Along with that, the pressure for swift reforms is also receding.
"Is this the new world or is this business as usual? I would say it is neither. It's certainly not business as usual because some things have changed. There is some financial regulation, but I would say, not a major change."
"It will be a modest redesign, not an ambitious redesign," said Behravesh.
Bankers, who are resisting the reforms, are also expected to be a lot more vocal this time round compared to last year, he added.
While bosses from US banks were conspicuously missing in the midst of the crisis last year, they are back this year.
However, unlike corporate America, the US government is, for the second year running, sending a bare minimum of officials.
Larry Summers, Barack Obama's top economic advisor, is the lone top official from the administration scheduled to attend.
Besides financial issues, climate change -- an issue dealt with by Davos before -- and the failure at December's summit in Copenhagen to broach a binding deal, also features prominently on the agenda.
Cramer noted that the question of business sustainability is taking on a "much bigger profile than before" in the environmental field.
If there is one thing that Davos does well, it is that it gets businesses to take the lead, he said, adding that he hoped businesses "stand up to be counted" in pushing for an accord.
Businesses will also be called on to contribute on a pressing issue that had cropped up on the agenda -- the reconstruction of quake-devastated Haiti.

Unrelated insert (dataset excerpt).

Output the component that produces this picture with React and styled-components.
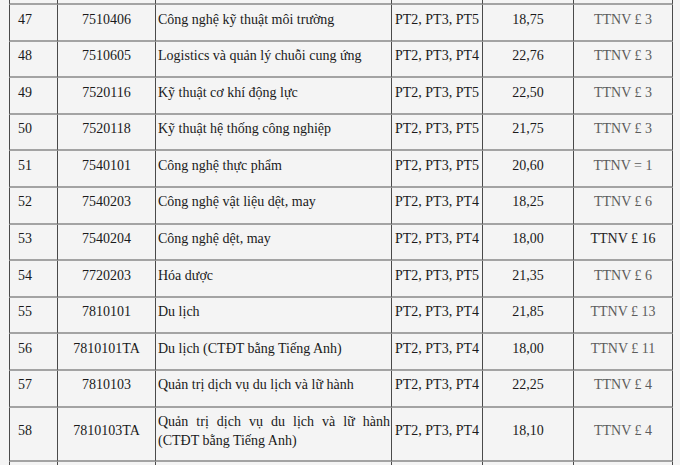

"Haiti will be very much in the forefront of the discussions," said Schwab.
During a special session with former US President and UN special representative for Haiti Bill Clinton "we will launch a major initiative to engage businesses in the reconstruction of Haiti," he said.
The initiative would go beyond fund-raising for immediate humanitarian relief to "actually engage the business community well after the television cameras have gone," said Robert Greenhill, the forum's chief business officer.
"Where we, the forum, can have the greatest impact is in encouraging the business community to make a sustained long-term engagement with Haiti."